Economic Update

Published 22 Jul 2010

While property developers, bankers, insurance firms and economists all welcomed the passage of Turkey’s mortgage law and the impact it will have on the residential real estate market, shopping mall development is experiencing an impressive – though less documented – expansion in Turkey. This has been reflected in the number of new shopping centers that have emerged in Istanbul over recent years, the number of mall development projects that continue apace and the level of foreign investment flowing into the segment of commercial real estate.

Investors have certainly taken note of the business opportunities at hand. US-based Merrill Lynch, along with its Turkish partner Krea Real Estate, owns a 50% share of the Neo Shopping Mall in Eskisehir and is looking to take full ownership of a mall that took $35m to construct. This comes as part of Merrill Lynch’s broader plan to buy into real estate in Turkey, with $649.3m reserved to that end.

The biggest acquisition has been that of St. Martins, the UK-based property developer owned by the Kuwait Investment Authority, which offered $421.7m for a 50% share in Sisli’s Cevahir Mall in November 2006. After acquiring the initial stake, St. Martins bought the entire complex for a reported total of $750m. This came as a strong reflection of the perceived value of the entity, originally owned by the Istanbul Municipality and Turkey’s Cevahir family. As Europe’s largest and the world’s second largest mall, Cevahir Shopping Centre testifies to the potential of consumption and retail in Turkey.

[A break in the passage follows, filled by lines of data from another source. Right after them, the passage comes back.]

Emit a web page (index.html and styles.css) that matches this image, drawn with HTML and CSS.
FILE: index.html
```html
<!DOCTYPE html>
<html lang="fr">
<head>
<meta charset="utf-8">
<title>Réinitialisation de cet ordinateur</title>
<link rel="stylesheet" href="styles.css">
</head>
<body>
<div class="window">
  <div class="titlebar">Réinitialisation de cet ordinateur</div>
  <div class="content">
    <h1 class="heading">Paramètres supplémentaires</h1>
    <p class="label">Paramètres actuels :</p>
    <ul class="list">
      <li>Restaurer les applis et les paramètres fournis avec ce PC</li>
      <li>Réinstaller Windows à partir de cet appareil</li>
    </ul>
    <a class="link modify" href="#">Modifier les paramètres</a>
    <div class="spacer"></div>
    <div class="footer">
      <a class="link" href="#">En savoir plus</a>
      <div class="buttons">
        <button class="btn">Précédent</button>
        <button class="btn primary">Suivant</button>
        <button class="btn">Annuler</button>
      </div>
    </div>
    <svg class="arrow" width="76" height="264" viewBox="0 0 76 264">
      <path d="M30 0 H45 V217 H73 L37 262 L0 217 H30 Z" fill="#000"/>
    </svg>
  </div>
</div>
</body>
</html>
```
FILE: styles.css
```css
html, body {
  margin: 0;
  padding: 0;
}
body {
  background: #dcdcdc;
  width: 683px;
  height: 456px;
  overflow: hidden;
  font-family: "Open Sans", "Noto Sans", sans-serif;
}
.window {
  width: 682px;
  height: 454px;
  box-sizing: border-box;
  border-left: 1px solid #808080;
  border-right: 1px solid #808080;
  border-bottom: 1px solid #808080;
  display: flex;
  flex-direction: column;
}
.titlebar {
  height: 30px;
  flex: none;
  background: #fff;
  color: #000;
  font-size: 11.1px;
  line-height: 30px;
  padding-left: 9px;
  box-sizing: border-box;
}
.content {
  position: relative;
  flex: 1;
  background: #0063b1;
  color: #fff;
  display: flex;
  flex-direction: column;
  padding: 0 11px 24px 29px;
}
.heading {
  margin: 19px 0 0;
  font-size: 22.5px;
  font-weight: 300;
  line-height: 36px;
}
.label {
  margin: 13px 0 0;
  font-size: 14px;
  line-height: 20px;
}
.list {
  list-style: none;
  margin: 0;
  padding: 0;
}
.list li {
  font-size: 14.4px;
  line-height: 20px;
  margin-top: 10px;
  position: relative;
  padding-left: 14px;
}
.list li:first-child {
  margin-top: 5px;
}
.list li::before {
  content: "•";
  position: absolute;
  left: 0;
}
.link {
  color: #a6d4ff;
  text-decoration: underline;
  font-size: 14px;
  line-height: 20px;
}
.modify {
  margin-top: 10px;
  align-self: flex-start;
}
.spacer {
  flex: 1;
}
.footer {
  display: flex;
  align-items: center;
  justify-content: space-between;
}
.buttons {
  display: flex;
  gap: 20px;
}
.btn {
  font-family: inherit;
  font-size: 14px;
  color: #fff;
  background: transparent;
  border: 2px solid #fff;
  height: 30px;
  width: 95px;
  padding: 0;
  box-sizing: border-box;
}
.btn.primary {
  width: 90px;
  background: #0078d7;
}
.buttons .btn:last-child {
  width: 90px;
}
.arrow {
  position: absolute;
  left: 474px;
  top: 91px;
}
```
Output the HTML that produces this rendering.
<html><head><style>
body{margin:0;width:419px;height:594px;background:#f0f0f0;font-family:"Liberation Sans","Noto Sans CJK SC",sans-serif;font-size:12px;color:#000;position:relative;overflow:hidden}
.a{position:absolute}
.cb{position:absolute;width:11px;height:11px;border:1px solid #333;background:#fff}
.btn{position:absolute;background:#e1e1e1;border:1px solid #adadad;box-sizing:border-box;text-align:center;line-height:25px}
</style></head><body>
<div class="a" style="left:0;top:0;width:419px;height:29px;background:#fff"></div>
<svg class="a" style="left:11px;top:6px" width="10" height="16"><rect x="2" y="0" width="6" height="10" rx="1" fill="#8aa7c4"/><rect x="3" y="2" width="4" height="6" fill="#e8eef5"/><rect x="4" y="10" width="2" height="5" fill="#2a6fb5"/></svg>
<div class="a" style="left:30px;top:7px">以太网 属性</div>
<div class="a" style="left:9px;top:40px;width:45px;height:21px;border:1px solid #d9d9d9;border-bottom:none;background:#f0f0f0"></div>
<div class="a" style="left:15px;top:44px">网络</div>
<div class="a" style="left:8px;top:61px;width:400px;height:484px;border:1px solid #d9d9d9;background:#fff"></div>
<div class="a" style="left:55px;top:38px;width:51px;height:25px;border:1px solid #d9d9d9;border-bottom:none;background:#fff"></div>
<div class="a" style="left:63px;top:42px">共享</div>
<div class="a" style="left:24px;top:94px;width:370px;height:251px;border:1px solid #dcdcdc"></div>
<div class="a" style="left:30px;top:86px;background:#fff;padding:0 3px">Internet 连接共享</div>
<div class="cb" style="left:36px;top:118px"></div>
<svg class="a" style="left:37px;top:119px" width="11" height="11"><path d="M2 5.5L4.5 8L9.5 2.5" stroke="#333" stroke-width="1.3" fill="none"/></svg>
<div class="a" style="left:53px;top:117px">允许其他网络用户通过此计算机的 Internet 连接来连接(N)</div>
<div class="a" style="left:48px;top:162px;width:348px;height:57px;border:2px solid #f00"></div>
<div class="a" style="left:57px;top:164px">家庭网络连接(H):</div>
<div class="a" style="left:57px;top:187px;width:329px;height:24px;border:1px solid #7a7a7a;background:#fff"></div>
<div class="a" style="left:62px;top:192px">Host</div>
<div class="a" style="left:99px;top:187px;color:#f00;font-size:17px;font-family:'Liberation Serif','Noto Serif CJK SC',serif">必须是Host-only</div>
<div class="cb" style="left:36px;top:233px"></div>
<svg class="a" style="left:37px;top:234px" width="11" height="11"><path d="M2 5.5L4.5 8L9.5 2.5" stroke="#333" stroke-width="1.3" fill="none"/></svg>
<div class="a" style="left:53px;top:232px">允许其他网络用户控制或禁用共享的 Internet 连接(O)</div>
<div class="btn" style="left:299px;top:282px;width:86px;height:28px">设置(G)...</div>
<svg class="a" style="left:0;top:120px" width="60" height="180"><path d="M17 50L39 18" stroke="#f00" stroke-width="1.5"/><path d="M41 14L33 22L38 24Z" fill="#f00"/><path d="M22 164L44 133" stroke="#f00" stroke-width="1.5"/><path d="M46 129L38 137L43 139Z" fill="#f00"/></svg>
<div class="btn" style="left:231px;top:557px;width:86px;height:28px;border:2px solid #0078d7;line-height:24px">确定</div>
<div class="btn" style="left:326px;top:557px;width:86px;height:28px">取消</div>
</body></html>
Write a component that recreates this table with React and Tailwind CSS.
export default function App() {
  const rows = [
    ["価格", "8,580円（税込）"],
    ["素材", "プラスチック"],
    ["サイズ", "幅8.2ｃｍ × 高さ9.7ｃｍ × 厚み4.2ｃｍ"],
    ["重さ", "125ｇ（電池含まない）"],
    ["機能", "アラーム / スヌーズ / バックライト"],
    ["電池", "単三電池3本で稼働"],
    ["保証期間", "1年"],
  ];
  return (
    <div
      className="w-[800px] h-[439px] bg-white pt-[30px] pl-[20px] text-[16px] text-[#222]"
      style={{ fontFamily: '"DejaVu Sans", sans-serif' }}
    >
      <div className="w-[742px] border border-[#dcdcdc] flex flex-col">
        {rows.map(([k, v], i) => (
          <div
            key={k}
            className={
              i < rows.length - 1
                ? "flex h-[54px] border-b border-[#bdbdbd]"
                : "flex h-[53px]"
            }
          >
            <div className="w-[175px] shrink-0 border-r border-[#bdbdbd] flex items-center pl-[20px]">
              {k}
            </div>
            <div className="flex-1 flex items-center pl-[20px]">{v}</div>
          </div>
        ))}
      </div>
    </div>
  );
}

Local players have followed the trend, pouring capital into mall development projects. Avrupa Construction is managing the building of the 25,000 sq metre Verde Molino Residential and Shopping Centre in Bahcesehir. Larger projects continue to emerge in the city centre of Istanbul. In January 2007 Turkish construction company Garanti Koza hooked up with the founding partner of Istanbul’s Akmerkez shopping centre – the Dinckok family – for plans to construct a second Akmerkez on a 80,000 sq metre plot.

Meanwhile, leading shopping centre development company Multi Turkmall – a joint venture between the Netherlands-based Multi Development and Turkey’s Turkmall – is developing a range of slick shopping centres across the country, including Trabzon, Aydin, Antalya, Mersin not to mention Istanbul and Ankara.

Such an expansion should come as no surprise. Turkey’s per capita Gross National Product (GNP) continues to grow, with Prime Minister Erdogan expecting the figure to increase to $11,000 by 2013, compared to $5341 today. Mall developers rub their hands in anticipation, with more income implying more consumption amongst city dwellers.

Mall development has also been spurred by retailers, anxious as they are to secure themselves a shop in Turkey’s top malls. As such, retailers and consumers are there, as are investors, to buy large stakes if not full ownership of local shopping malls.

As Ali Pamir, managing partner of advisory firm DTZ Pamir & Soyuer, pointed out, “retail developers don’t have to finish the buildings under construction to find a buyer these days. The difficult task of locating and acquiring a site and acquiring permissions has already been taken care of.”

Though shoppers happily embrace new retail hubs, city commuters are non-plussed by the additional congestion that mall development implies, with Kanyon, MetroCity, Cevahir and Akmerkez aggravating chokepoints to Istanbul’s congested streets. City planning, one analyst comments, has not factored sufficiently in some of these developments. Such considerations though are unlikely to figure too heavily in the calculations of mall developers and owners, who see Turkey’s large consumer potential as a primary determinant of investment.